Look for the word "React" in each line and report the count of matching lines, with nothing added.

----

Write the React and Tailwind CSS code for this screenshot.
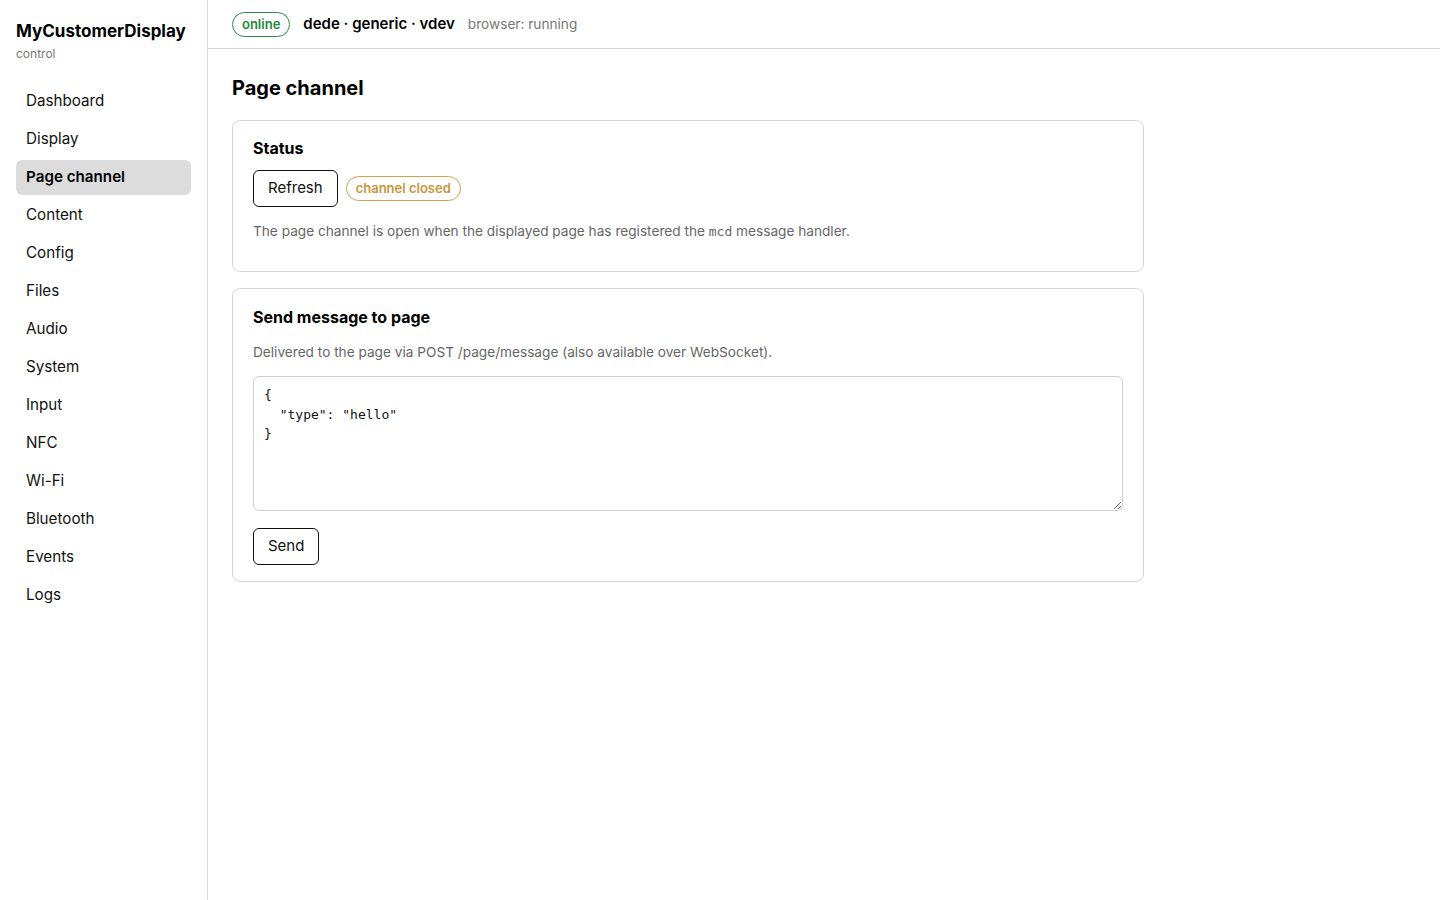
import React from "react";

const nav = ["Dashboard","Display","Page channel","Content","Config","Files","Audio","System","Input","NFC","Wi-Fi","Bluetooth","Events","Logs"];

export default function App() {
  return (
    <div className="flex min-h-[900px] bg-white text-[#111]" style={{fontFamily: "Inter, 'Noto Sans', sans-serif"}}>
      <aside className="w-[208px] shrink-0 border-r border-[#d6d6d6] px-4 pt-[20px]">
        <div className="text-[17px] font-bold leading-[22px] text-black">MyCustomerDisplay</div>
        <div className="mt-[4px] text-[12px] leading-[16px] text-[#777]">control</div>
        <nav className="mt-[22px] flex flex-col gap-[3px]">
          {nav.map((n) => (
            <div key={n} className={"h-[35px] rounded-md pl-[10px] pt-[5px] leading-[24px] text-[15.2px] " + (n === "Page channel" ? "bg-[#dcdcdc] font-semibold text-black" : "text-[#111]")}>{n}</div>
          ))}
        </nav>
      </aside>
      <div className="flex-1 flex flex-col">
        <header className="h-[49px] border-b border-[#d6d6d6] flex items-center px-6 pt-[1px] gap-[13px]">
          <span className="h-[25px] px-[9px] rounded-full border border-[#2e8b47] text-[#1f8a3c] text-[13px] font-semibold flex items-center">online</span>
          <span className="text-[15px] font-semibold text-black">dede · generic · vdev</span>
          <span className="text-[13.65px] text-[#777]">browser: running</span>
        </header>
        <main className="px-6 pt-[26px]">
          <h1 className="text-[20px] font-bold leading-[26px] text-black">Page channel</h1>
          <div className="mt-[19px] w-[912px] flex flex-col gap-[16px]">
            <section className="rounded-lg border border-[#d4d4d4] px-5 pt-[16px] pb-[29px]">
              <h2 className="text-[16px] font-bold leading-[22px] text-black">Status</h2>
              <div className="mt-[11px] flex items-center gap-2">
                <button className="h-[37px] px-[14px] rounded-md border border-[#111] bg-white text-[15px] text-[#111]">Refresh</button>
                <span className="h-[25px] px-[9px] rounded-full border border-[#d4a24e] text-[#c8963c] text-[13px] font-semibold flex items-center">channel closed</span>
              </div>
              <p className="mt-[14px] text-[13.65px] leading-[20px] text-[#666]">The page channel is open when the displayed page has registered the <code className="text-[13px]" style={{fontFamily: "'DejaVu Sans Mono', monospace"}}>mcd</code> message handler.</p>
            </section>
            <section className="rounded-lg border border-[#d4d4d4] px-5 pt-[17px] pb-4">
              <h2 className="text-[16px] font-bold leading-[22px] text-black">Send message to page</h2>
              <p className="mt-[14px] text-[13.65px] leading-[20px] text-[#666]">Delivered to the page via POST /page/message (also available over WebSocket).</p>
              <textarea
                className="mt-[14px] block w-full h-[135px] rounded-md border border-[#cfcfcf] px-[10px] py-[8px] text-[13px] leading-[19.5px] text-[#111] outline-none"
                style={{fontFamily: "'DejaVu Sans Mono', monospace"}}
                defaultValue={'{\n  "type": "hello"\n}'}
              />
              <button className="mt-[17px] h-[37px] px-[14px] rounded-md border border-[#111] bg-white text-[15px] text-[#111]">Send</button>
            </section>
          </div>
        </main>
      </div>
    </div>
  );
}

----

## The completed task
2